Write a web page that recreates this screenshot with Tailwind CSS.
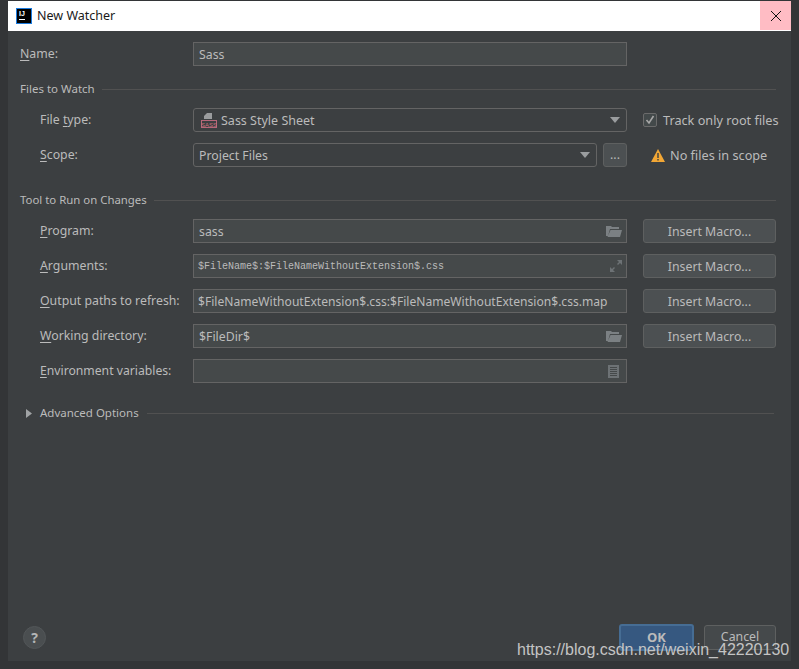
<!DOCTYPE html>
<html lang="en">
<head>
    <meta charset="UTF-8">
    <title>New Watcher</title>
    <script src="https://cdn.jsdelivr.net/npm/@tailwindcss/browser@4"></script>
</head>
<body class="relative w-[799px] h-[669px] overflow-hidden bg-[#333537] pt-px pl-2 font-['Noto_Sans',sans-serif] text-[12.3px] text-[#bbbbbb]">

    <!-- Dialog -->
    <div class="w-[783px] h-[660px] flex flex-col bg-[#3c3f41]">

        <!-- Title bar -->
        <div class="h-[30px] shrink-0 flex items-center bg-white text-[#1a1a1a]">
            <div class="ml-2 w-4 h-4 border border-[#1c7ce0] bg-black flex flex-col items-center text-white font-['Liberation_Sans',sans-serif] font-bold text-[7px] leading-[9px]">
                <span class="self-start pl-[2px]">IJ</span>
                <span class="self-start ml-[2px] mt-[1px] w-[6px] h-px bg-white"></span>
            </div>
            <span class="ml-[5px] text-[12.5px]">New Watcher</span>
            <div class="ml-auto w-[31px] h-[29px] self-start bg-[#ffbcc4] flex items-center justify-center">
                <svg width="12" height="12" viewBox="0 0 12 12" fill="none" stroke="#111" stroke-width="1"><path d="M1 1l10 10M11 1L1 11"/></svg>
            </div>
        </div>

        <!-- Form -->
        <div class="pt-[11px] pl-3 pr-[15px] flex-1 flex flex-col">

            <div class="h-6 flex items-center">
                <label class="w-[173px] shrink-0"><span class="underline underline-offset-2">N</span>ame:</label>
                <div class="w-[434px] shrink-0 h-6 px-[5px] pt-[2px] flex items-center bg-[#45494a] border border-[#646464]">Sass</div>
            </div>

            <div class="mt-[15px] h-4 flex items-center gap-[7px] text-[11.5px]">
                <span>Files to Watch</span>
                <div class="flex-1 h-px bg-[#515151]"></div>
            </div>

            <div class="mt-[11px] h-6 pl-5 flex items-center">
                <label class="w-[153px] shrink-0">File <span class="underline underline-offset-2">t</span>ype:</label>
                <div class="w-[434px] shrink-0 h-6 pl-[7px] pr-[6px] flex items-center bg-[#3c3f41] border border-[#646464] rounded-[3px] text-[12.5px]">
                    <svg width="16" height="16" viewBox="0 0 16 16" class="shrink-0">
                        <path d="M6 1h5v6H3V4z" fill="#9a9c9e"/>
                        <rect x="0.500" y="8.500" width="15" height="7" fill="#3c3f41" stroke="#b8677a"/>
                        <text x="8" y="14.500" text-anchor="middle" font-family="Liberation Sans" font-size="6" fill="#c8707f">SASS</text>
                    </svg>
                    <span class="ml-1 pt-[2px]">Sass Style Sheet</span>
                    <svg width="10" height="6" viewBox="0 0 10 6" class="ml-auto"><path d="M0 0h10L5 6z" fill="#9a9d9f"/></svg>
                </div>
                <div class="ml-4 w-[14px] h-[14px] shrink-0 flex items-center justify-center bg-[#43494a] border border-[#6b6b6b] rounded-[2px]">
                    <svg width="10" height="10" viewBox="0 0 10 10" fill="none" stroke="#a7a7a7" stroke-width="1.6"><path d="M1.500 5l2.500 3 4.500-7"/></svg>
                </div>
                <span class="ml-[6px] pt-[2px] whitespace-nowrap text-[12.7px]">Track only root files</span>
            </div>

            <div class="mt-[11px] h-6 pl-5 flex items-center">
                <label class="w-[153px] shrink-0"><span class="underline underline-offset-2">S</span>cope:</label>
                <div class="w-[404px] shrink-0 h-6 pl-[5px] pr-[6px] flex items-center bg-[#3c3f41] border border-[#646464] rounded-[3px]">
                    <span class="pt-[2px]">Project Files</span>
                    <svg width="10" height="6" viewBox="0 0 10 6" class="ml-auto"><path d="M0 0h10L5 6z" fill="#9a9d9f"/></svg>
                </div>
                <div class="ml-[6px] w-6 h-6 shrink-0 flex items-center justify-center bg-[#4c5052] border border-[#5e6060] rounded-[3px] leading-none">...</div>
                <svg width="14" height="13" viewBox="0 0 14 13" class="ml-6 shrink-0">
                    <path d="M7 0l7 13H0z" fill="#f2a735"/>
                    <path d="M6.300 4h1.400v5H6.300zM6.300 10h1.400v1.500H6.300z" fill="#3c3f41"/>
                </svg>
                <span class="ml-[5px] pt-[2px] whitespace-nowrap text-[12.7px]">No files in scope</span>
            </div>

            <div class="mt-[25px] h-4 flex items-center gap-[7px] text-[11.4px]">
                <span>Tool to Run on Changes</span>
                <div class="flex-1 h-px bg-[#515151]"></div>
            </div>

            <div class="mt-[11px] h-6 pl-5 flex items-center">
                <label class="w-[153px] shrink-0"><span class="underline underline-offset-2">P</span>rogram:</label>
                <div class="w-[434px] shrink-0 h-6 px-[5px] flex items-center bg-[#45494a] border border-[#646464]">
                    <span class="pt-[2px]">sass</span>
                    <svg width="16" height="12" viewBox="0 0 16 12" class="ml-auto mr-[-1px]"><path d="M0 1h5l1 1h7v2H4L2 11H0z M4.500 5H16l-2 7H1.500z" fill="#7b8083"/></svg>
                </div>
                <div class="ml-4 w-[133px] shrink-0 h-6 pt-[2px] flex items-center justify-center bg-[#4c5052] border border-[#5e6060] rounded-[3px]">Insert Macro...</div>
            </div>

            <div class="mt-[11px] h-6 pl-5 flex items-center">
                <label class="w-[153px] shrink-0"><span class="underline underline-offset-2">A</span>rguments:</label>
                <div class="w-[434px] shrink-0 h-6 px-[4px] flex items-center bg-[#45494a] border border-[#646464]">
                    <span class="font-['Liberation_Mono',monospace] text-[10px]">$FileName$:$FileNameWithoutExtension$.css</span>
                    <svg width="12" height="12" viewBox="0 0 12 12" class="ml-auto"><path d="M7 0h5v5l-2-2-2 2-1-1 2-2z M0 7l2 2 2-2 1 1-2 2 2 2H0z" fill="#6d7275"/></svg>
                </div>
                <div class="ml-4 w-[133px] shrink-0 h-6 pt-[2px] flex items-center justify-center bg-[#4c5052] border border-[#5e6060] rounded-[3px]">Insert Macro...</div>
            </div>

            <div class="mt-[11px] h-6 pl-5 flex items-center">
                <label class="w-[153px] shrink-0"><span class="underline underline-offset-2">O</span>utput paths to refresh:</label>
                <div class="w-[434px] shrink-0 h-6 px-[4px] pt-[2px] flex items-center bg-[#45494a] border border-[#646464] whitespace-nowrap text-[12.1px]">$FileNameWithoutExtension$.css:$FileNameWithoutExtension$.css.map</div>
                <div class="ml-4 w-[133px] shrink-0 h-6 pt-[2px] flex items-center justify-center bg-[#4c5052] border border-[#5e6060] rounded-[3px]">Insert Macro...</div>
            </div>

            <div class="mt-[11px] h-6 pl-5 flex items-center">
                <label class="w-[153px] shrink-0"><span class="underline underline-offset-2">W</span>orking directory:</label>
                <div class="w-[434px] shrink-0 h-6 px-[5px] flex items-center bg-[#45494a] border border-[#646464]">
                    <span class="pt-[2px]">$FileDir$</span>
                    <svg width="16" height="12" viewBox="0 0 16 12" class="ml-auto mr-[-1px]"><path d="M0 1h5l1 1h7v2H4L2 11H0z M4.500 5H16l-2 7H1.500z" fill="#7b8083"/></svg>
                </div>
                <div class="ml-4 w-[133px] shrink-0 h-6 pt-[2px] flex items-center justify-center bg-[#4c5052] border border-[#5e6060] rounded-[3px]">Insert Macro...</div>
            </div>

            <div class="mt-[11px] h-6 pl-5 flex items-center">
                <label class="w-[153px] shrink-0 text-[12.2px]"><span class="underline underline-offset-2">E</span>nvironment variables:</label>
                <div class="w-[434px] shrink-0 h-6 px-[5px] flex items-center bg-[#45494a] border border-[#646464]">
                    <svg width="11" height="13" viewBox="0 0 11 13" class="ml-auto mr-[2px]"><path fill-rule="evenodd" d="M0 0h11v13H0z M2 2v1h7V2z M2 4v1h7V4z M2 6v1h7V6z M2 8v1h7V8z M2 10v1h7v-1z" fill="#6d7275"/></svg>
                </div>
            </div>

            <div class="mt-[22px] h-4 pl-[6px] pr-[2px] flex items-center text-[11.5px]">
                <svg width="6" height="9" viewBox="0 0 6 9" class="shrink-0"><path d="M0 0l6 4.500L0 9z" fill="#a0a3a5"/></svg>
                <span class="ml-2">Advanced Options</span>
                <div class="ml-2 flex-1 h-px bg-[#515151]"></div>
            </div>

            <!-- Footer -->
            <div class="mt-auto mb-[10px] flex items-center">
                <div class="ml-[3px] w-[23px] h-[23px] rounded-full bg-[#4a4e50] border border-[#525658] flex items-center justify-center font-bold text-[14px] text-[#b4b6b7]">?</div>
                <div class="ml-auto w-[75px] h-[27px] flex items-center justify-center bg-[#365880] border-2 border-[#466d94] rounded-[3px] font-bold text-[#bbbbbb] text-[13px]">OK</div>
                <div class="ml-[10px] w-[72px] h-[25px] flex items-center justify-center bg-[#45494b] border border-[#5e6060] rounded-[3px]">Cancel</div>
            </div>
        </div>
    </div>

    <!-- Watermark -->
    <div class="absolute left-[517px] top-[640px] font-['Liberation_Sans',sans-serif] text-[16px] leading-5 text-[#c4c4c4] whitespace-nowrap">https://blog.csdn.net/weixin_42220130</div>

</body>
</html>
###
EXERCISE PROMPT:
Emit the lines of the material exactly, from its first line to the line containing "h-[660px] flex flex-col", inclusive; leave every picture out.

RESPONSE TO THE TASK:
Write a web page that recreates this screenshot with Tailwind CSS.
<!DOCTYPE html>
<html lang="en">
<head>
    <meta charset="UTF-8">
    <title>New Watcher</title>
    <script src="https://cdn.jsdelivr.net/npm/@tailwindcss/browser@4"></script>
</head>
<body class="relative w-[799px] h-[669px] overflow-hidden bg-[#333537] pt-px pl-2 font-['Noto_Sans',sans-serif] text-[12.3px] text-[#bbbbbb]">

    <!-- Dialog -->
    <div class="w-[783px] h-[660px] flex flex-col bg-[#3c3f41]">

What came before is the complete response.